+++ DATASET EXCERPTS +++
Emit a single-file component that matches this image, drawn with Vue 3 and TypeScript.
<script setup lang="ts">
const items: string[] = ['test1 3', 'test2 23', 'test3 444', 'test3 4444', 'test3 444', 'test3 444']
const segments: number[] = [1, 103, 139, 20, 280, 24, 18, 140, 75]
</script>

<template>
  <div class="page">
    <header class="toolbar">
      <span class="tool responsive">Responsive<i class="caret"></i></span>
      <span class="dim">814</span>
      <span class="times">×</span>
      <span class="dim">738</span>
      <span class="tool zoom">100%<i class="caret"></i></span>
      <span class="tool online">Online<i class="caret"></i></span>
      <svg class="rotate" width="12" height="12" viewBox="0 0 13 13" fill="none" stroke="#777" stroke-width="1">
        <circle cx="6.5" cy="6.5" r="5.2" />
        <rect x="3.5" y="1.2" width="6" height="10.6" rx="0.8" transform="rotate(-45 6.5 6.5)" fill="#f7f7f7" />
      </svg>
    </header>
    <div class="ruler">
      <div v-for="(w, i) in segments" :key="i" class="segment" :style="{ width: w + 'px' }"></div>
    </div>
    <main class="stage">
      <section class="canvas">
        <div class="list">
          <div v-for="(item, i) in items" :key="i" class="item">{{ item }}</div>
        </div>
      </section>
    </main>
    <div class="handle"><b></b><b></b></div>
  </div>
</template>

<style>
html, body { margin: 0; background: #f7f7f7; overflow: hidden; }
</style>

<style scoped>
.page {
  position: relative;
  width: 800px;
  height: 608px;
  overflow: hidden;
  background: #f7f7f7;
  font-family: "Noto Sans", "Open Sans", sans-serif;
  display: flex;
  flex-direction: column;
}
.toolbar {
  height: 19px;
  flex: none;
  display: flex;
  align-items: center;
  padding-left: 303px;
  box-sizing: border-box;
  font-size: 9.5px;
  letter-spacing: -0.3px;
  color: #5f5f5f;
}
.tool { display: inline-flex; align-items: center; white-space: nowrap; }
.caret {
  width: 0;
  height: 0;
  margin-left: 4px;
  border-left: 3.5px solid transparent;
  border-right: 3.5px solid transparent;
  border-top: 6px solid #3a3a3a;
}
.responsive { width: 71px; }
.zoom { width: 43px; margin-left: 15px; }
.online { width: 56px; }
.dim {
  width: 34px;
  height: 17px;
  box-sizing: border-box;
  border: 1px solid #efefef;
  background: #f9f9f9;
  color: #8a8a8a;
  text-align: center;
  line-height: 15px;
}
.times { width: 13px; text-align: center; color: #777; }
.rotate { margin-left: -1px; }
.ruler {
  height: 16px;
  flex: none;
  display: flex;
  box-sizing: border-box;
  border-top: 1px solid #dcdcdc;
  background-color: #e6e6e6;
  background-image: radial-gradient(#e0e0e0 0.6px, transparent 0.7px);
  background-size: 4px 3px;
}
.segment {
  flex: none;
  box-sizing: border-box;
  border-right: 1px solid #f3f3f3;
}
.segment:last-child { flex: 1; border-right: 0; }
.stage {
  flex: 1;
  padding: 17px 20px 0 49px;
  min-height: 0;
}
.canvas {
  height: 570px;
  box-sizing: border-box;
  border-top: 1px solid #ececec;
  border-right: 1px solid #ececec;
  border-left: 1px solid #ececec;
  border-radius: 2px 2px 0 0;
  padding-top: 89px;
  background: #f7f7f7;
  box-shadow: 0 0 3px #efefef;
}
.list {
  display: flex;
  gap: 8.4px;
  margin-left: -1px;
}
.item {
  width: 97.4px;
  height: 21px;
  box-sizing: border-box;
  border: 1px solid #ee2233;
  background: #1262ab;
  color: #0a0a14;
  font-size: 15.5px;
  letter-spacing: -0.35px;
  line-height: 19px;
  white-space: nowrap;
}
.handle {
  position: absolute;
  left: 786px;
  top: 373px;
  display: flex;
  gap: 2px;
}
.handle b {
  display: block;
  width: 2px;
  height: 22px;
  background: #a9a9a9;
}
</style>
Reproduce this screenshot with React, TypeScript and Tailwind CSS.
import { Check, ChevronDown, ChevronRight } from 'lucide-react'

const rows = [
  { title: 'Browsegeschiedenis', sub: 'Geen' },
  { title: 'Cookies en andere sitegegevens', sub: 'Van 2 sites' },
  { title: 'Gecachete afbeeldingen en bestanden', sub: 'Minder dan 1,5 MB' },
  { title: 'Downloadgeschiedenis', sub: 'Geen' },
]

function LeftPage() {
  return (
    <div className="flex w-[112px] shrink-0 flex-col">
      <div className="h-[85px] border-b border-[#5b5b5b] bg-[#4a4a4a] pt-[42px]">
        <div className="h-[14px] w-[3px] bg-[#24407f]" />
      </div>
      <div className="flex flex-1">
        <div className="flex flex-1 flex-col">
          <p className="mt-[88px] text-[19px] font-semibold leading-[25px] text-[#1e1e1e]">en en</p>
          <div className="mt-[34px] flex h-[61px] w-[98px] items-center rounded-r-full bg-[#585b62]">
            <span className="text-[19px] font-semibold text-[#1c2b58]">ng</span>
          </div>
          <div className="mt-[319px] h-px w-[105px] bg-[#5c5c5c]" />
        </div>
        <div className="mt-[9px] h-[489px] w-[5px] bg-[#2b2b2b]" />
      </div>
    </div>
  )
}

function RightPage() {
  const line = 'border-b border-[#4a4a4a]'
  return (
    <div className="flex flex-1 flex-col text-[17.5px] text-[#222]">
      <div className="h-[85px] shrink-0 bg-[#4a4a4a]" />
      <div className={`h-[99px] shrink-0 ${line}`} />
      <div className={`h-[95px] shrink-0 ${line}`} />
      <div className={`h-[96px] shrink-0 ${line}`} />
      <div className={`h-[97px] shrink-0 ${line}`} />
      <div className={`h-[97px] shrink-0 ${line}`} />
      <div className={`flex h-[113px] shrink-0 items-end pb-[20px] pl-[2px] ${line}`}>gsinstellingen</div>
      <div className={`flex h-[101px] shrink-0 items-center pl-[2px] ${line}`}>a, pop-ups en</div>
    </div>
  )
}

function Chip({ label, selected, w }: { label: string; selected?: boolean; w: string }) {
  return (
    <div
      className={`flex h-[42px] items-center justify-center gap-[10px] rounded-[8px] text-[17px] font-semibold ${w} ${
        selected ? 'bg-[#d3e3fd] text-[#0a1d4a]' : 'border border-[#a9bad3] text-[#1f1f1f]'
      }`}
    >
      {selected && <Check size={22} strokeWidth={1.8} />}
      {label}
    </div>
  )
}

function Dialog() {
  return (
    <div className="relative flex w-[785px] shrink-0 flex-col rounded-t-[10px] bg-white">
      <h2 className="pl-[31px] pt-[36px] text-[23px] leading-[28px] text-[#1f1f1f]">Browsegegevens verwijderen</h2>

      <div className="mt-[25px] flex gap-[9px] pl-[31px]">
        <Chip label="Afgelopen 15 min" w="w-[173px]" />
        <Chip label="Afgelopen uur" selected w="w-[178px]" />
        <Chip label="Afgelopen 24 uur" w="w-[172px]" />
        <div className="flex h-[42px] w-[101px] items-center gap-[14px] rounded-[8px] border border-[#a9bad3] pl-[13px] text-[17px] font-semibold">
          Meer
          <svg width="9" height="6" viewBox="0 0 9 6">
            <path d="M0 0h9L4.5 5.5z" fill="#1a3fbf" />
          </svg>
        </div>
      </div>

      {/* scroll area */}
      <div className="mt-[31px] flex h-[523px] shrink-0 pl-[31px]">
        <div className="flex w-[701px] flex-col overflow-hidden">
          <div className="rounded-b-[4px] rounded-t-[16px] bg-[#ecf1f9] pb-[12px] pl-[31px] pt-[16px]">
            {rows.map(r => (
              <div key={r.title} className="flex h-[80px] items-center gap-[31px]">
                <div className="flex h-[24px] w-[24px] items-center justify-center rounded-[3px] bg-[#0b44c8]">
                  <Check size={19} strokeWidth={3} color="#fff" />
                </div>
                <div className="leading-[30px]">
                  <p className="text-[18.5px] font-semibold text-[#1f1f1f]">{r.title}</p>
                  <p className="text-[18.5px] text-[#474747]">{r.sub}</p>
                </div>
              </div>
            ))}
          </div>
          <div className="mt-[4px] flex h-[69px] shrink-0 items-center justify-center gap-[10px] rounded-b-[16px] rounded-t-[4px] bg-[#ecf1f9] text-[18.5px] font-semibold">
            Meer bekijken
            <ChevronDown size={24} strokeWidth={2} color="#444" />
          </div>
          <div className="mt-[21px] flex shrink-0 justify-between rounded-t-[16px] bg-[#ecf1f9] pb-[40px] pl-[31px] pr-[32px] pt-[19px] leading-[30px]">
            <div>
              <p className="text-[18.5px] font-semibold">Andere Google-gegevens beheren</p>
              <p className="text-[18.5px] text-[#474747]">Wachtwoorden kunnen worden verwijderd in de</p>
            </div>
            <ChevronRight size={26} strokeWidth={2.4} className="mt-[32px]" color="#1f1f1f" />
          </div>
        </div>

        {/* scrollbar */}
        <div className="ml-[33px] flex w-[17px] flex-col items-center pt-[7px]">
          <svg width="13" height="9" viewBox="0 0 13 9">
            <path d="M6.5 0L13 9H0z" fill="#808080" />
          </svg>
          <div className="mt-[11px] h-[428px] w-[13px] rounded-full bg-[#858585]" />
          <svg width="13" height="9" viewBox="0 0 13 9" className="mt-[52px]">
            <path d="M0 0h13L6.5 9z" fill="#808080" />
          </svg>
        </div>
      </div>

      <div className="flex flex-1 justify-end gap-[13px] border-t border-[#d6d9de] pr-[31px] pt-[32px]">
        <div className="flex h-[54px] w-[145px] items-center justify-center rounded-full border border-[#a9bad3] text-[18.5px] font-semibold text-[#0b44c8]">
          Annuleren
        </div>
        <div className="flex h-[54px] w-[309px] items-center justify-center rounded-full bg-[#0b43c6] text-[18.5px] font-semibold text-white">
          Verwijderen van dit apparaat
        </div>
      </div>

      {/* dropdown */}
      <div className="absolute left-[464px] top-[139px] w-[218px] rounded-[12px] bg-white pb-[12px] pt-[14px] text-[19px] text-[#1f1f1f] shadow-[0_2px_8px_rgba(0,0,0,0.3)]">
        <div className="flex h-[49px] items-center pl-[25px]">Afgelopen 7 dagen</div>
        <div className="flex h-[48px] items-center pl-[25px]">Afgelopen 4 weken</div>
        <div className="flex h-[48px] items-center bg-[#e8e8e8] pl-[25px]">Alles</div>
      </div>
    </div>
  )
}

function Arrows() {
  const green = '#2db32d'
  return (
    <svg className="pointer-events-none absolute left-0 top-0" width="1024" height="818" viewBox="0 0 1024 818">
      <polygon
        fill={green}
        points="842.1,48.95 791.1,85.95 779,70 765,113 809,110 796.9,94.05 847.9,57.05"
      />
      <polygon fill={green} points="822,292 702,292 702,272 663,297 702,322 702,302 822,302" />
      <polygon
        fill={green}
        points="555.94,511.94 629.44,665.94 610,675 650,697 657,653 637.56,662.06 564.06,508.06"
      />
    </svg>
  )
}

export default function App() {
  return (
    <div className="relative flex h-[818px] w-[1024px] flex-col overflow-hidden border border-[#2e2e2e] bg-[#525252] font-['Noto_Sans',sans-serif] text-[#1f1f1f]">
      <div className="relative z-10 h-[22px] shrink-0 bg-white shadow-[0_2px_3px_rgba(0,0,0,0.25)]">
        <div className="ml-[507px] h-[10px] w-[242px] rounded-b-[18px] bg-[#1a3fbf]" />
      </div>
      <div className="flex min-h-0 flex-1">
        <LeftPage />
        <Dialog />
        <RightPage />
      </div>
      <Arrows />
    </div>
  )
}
+++
+++ DATASET EXCERPTS +++
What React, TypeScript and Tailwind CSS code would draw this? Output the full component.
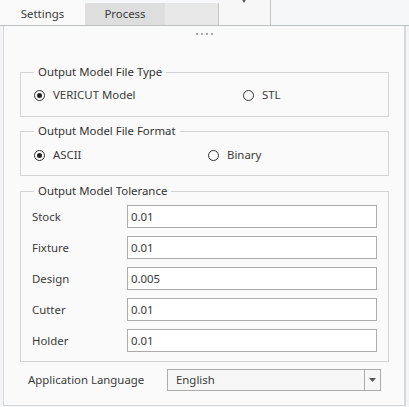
+++
+++ DATASET EXCERPTS +++
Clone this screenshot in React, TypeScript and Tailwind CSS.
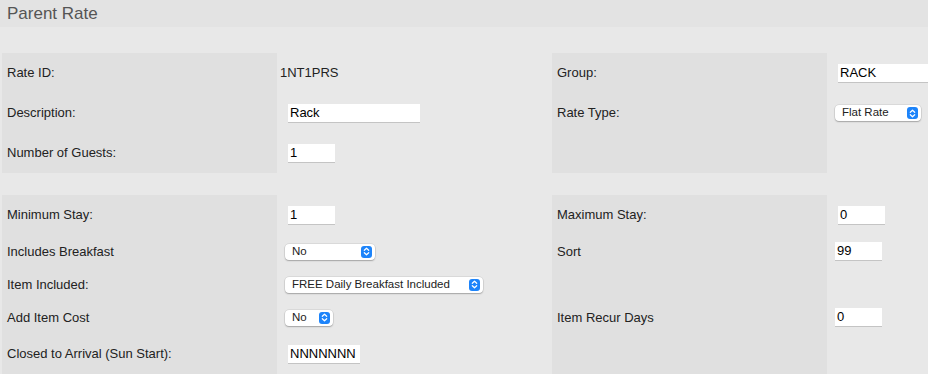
+++
REQUIRED TASK:
Locate the lines above that hold the word "Tailwind". Show every one of them.

ANSWER TO THIS TASK:
Reproduce this screenshot with React, TypeScript and Tailwind CSS.
What React, TypeScript and Tailwind CSS code would draw this? Output the full component.
Clone this screenshot in React, TypeScript and Tailwind CSS.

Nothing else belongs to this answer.